My interpretation is that the best situation if you can tolerate it financially is to leave the 401K intact and not rollover into an IRA. The major disadvantage of that is that (for a married couple) the stretch IRA is at risk unless the couple plan not to meet their demise together and the survivor must remember to rollover the 401K into their own IRA and name their own named beneficiaries ASAP.
 
Kaneohe:

What is/are the downside issue(s) of a 401K in terms of the surviving spouse ? Please enlighten me.
 
My impression is that there are no downside issues for the surviving spouse. In fact, I believe that most 401K plans only allow the surviving spouse to do a rollover IRA. However if the surviving spouse does not name "named" beneficiaries in the rollover IRA (or if she takes out the 401K funds in a lump sum), the possibility of a stretch IRA disappears. Also if both spouses meet their demise simultaneously, the 401K will be paid out in a short period and no stretch IRA is possible.
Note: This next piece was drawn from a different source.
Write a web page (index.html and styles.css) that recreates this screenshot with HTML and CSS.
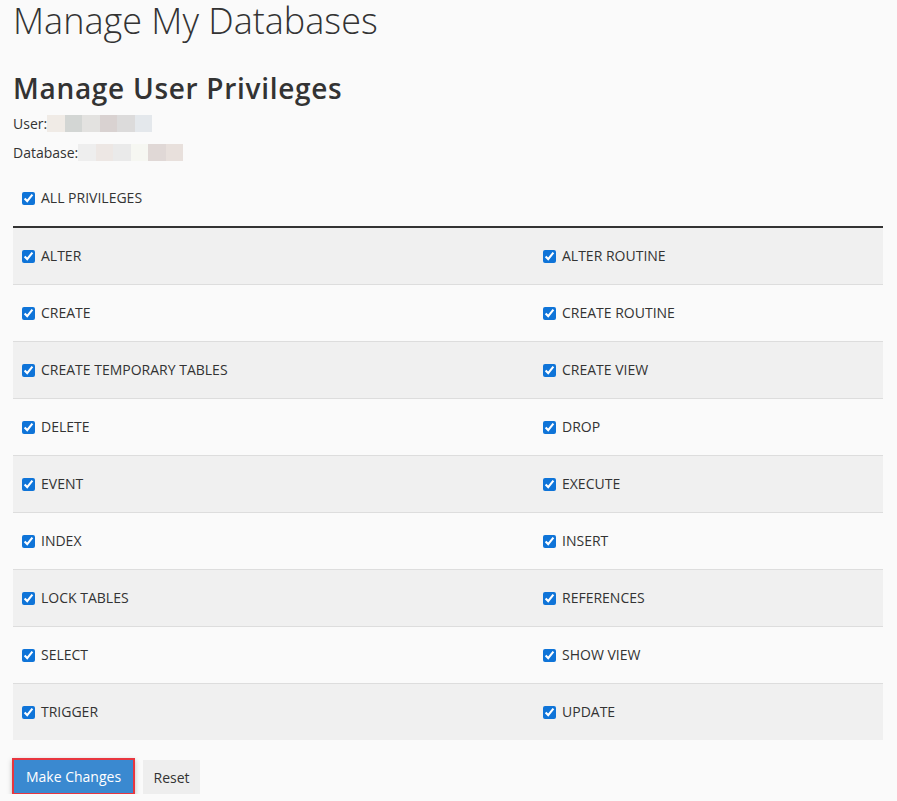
FILE: index.html
```html
<!DOCTYPE html>
<html lang="en">
<head>
    <meta charset="UTF-8" />
    <title>Manage My Databases</title>
    <link rel="stylesheet" href="styles.css">
</head>
<body>
    <h1>Manage My Databases</h1>
    <h2>Manage User Privileges</h2>

    <div class="info-line">
        <span>User:</span>
        <span class="blur">
            <i style="background:#f0ebe6"></i><i style="background:#d3d6d4"></i><i style="background:#e3e2e0"></i><i style="background:#d9d2d1"></i><i style="background:#dcdbdb"></i><i style="background:#e4e8ec"></i>
        </span>
    </div>
    <div class="info-line">
        <span>Database:</span>
        <span class="blur">
            <i style="background:#eeeeee"></i><i style="background:#ede7e4"></i><i style="background:#eaeaea"></i><i style="background:#f6f7f2"></i><i style="background:#e0d8d6"></i><i style="background:#e8e0dc"></i>
        </span>
    </div>

    <form>
        <div class="all-row">
            <label class="priv"><input type="checkbox" checked /> ALL PRIVILEGES</label>
        </div>

        <div class="priv-table">
            <div class="priv-row">
                <label class="priv"><input type="checkbox" checked /> ALTER</label>
                <label class="priv"><input type="checkbox" checked /> ALTER ROUTINE</label>
            </div>
            <div class="priv-row">
                <label class="priv"><input type="checkbox" checked /> CREATE</label>
                <label class="priv"><input type="checkbox" checked /> CREATE ROUTINE</label>
            </div>
            <div class="priv-row">
                <label class="priv"><input type="checkbox" checked /> CREATE TEMPORARY TABLES</label>
                <label class="priv"><input type="checkbox" checked /> CREATE VIEW</label>
            </div>
            <div class="priv-row">
                <label class="priv"><input type="checkbox" checked /> DELETE</label>
                <label class="priv"><input type="checkbox" checked /> DROP</label>
            </div>
            <div class="priv-row">
                <label class="priv"><input type="checkbox" checked /> EVENT</label>
                <label class="priv"><input type="checkbox" checked /> EXECUTE</label>
            </div>
            <div class="priv-row">
                <label class="priv"><input type="checkbox" checked /> INDEX</label>
                <label class="priv"><input type="checkbox" checked /> INSERT</label>
            </div>
            <div class="priv-row">
                <label class="priv"><input type="checkbox" checked /> LOCK TABLES</label>
                <label class="priv"><input type="checkbox" checked /> REFERENCES</label>
            </div>
            <div class="priv-row">
                <label class="priv"><input type="checkbox" checked /> SELECT</label>
                <label class="priv"><input type="checkbox" checked /> SHOW VIEW</label>
            </div>
            <div class="priv-row">
                <label class="priv"><input type="checkbox" checked /> TRIGGER</label>
                <label class="priv"><input type="checkbox" checked /> UPDATE</label>
            </div>
        </div>

        <div class="actions">
            <button type="button" class="btn btn-primary">Make Changes</button>
            <button type="button" class="btn btn-default">Reset</button>
        </div>
    </form>
</body>
</html>
```

FILE: styles.css
```css
body {
    margin: 0;
    padding: 1px 14px 0 13px;
    background-color: #fafafa;
    font-family: "Open Sans", sans-serif;
    font-size: 14px;
    color: #333;
}

h1 {
    margin: 0;
    font-size: 36px;
    font-weight: 300;
    line-height: 40px;
    color: #333;
}

h2 {
    margin: 30px 0 8px 0;
    font-size: 28px;
    font-weight: 600;
    letter-spacing: 0.7px;
    line-height: 34px;
    color: #333;
}

.info-line {
    display: flex;
    align-items: center;
    height: 20px;
    margin-bottom: 9px;
}

.blur {
    display: flex;
    height: 17px;
}

.blur i {
    display: block;
    width: 17.5px;
    height: 17px;
}

.all-row {
    padding: 17px 0 18px 0;
}

.priv {
    display: flex;
    align-items: center;
    padding-left: 9px;
    line-height: 20px;
    white-space: nowrap;
}

.priv input {
    width: 13px;
    height: 13px;
    margin: 0 6px 0 0;
    accent-color: #0f74d8;
}

.priv-table {
    border-top: 2px solid #333;
}

.priv-row {
    display: grid;
    grid-template-columns: 521px 1fr;
    align-items: center;
    height: 56px;
    background-color: #fafafa;
    border-top: 1px solid #dddddd;
}

.priv-row:first-child {
    border-top: none;
}

.priv-row:nth-child(odd) {
    background-color: #f0f0f0;
}

.actions {
    display: flex;
    align-items: flex-start;
    gap: 10px;
    margin-top: 20px;
}

.btn {
    font-family: "Open Sans", sans-serif;
    font-size: 14px;
    border: none;
    cursor: pointer;
}

.btn-primary {
    margin-left: 1px;
    width: 119px;
    height: 33px;
    background-color: #3a89d0;
    color: #fff;
    outline: 2px solid #e8363f;
    box-shadow: 0 2px 5px 2px rgba(0, 0, 0, 0.25);
}

.btn-default {
    width: 57px;
    height: 34px;
    background-color: #eeeeee;
    color: #333;
}
```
So.....to me it seems that you are balancing the better creditor protection against losing the stretch IRA possibility if things don't go right---some you can plan and educate for, some you can't unless you plan not to travel together ever again.
 
What exactly do you mean by "stretch IRA"

Is that a joint IRA where the RMD is determined by the joint lifespan ?

Again... Plaease enlighten me.
 
A stretch IRA is one that is inherited. The required minimum distribution (RMD) of this kind begins when the original owner would have turned 70.5, but the amount of the RMD is determined by the age of the beneficiary.
 
Re: Stretch IRA

You can do a search for "stretch IRA". I had an interesting one filed away but apparently these URLs have shelf lives and it is no longer valid. Here's one to get started:
http://moneycentral.msn.com/content/Taxes/Taxshelters/P33760.asp

I also highly recommend the books by Ed Slott---don't remember the exact titles but there are several you can find at any library.

As described previously by LL, the general idea is that the RMD is determined by the age of the beneficiary so if each beneficiary names their own beneficiary in the next generation the RMD rate possibly may slow down enough to allow the IRA funds to last some number of generations. This is, for example , as opposed to letting your estate be the IRA beneficiary in which case the funds will have to be paid out in a much shorter period of time (I forget how short--I'm guessing within 5 yrs but it might be shorter).

Ed Slott has a site www.irahelp.com with a forum like this but more specialized. As always, realize the forum like this onehas the general truth but there are always exceptions.